Making STEM ‘Cool’ Again

Several initiatives show how STEM can inspire and empower youth:

  • CodeJIKA: Gamified coding rolled out in 400 township schools
  • NASA Space Apps Challenge: South African student teams won prizes using satellite data for problem-solving
  • GirlCode Bootcamps: Now at 50% female enrollment, breaking gender barriers in tech

These success stories highlight how innovation and accessible programs can shift perceptions and participation in STEM fields.

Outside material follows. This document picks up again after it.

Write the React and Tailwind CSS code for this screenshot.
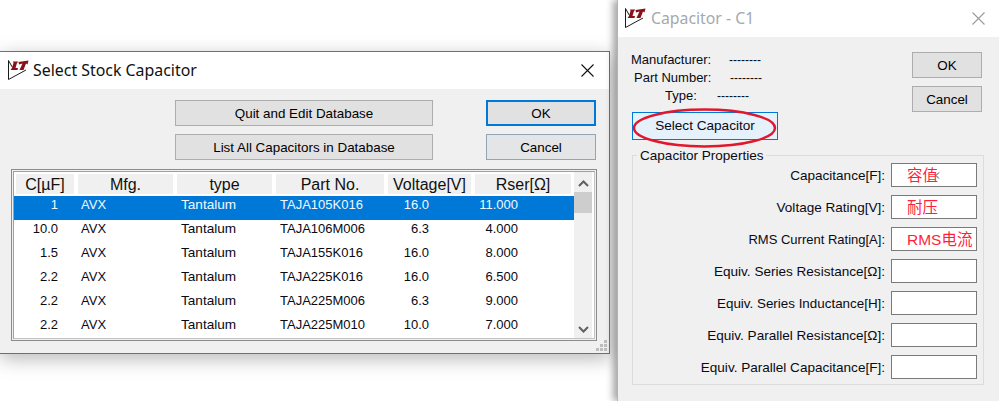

READ: South Africa Pushes AI Integration in Universities While Preserving Cultural Identity

Systemic Barriers to STEM Growth

Teachers and experts cite multiple obstacles holding learners back:

  • Outdated textbooks, with some still referencing floppy disks
  • Lack of internet access, limiting exposure to cloud-based tools and AI learning
  • Conservative career guidance, steering learners toward “safe” professions instead of emerging digital opportunities

Ambassador Ntlathi urged industry partnerships to help bridge these gaps:

“Microsoft could upskill teachers faster than government.”

The Road Ahead

Without urgent intervention, South Africa risks losing a generation of innovators to outdated curricula and poor infrastructure. Expanding public-private partnerships, upgrading school tech resources, and reframing STEM as cool, relevant, and empowering are essential steps toward building a competitive digital economy.